## [Aim]
Collect the lines of the entries where "this" shows up.

## [Material provided]
_ _ _ _ _

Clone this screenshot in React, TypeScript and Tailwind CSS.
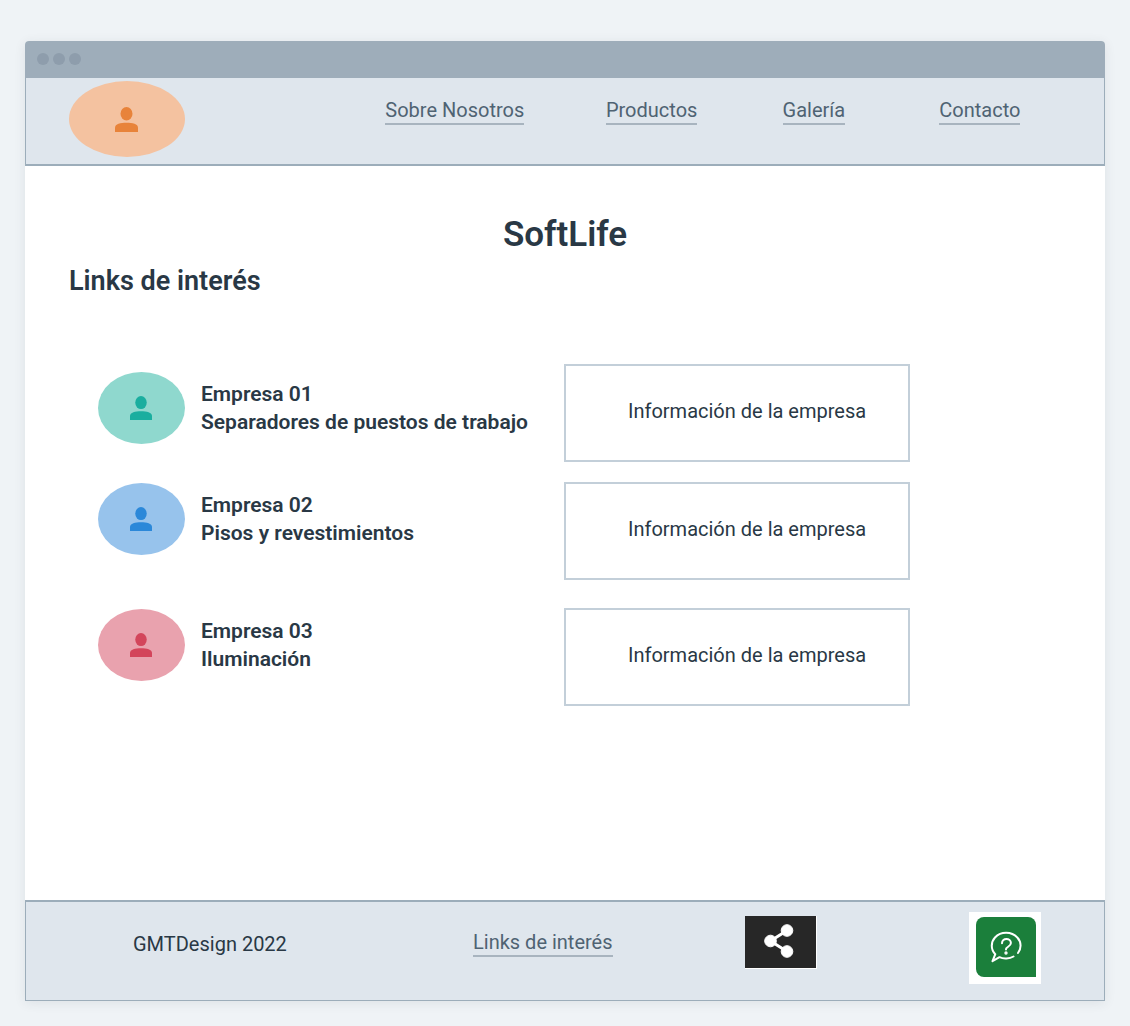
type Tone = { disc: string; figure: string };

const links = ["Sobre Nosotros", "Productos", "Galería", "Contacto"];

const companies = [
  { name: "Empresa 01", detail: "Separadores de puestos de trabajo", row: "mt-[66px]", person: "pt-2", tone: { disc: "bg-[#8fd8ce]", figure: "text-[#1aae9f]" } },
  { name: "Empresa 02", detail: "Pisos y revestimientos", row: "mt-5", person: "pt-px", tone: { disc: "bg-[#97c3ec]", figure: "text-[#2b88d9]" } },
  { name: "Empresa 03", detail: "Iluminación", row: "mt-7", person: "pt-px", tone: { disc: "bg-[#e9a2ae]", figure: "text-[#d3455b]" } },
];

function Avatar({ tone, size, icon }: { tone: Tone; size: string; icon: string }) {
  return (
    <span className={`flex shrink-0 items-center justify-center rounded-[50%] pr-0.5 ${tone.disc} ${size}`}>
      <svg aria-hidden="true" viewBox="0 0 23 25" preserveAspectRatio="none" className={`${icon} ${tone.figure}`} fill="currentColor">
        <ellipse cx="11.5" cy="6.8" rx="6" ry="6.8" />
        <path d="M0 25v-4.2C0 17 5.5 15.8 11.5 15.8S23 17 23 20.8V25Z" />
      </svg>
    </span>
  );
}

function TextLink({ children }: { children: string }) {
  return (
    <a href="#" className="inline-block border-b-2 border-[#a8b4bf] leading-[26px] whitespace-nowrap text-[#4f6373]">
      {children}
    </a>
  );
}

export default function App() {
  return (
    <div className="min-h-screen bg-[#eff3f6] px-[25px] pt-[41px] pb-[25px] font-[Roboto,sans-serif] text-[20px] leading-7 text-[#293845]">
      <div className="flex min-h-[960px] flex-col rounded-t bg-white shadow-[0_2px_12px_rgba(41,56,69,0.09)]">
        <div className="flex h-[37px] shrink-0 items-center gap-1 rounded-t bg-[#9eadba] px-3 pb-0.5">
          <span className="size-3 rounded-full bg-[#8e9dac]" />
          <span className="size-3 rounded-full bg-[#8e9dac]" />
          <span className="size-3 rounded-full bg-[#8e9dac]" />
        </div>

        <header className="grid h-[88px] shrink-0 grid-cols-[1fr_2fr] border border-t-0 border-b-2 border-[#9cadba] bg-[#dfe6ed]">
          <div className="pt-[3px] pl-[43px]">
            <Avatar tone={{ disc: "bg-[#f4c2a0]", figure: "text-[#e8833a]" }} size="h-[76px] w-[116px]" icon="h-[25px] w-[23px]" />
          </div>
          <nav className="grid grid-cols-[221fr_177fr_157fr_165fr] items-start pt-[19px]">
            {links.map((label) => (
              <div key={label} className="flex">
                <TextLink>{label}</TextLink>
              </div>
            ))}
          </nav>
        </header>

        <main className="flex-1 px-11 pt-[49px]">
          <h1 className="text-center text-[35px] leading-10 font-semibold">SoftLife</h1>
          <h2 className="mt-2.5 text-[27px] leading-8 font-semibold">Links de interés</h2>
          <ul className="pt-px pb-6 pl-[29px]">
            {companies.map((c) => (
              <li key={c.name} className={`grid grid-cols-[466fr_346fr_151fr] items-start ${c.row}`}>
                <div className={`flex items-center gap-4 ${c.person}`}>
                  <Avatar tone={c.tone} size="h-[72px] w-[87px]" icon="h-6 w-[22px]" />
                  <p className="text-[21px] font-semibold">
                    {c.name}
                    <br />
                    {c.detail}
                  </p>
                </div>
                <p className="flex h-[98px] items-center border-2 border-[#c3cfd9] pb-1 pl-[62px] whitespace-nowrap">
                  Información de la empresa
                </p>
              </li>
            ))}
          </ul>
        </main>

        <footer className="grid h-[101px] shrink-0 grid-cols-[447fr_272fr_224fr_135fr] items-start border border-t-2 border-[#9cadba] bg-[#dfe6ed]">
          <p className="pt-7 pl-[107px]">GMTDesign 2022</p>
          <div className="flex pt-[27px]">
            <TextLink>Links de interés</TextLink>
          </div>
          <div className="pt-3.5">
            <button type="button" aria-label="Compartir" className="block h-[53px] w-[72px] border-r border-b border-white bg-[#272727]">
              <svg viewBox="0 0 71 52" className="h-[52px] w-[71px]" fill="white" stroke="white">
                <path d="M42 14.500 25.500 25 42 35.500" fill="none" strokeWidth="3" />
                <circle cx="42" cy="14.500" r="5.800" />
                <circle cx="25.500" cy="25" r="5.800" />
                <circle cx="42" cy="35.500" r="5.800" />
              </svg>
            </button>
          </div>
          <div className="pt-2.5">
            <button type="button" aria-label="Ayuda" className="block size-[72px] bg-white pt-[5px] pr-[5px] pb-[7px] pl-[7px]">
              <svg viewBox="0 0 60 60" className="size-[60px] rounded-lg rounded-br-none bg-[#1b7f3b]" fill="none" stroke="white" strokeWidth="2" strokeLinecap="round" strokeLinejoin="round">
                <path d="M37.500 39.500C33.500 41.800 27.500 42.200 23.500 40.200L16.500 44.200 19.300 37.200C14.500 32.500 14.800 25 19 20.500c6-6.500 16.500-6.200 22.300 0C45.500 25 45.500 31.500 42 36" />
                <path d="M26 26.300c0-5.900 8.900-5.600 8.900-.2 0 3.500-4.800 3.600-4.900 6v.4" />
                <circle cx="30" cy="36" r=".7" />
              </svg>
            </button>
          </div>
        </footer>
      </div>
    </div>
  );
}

_ _ _ _ _

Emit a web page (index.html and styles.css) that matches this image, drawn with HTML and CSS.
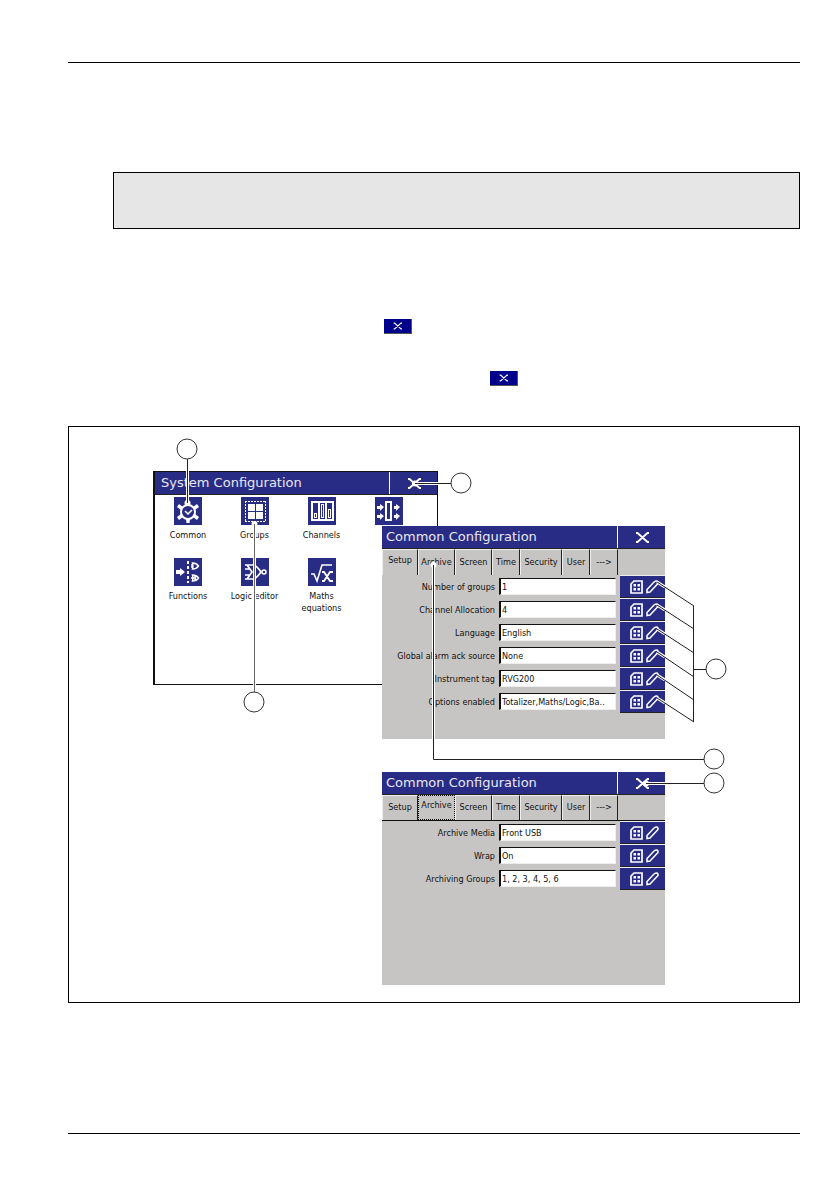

_ _ _ _ _

## [Response]
Clone this screenshot in React, TypeScript and Tailwind CSS.
Emit a web page (index.html and styles.css) that matches this image, drawn with HTML and CSS.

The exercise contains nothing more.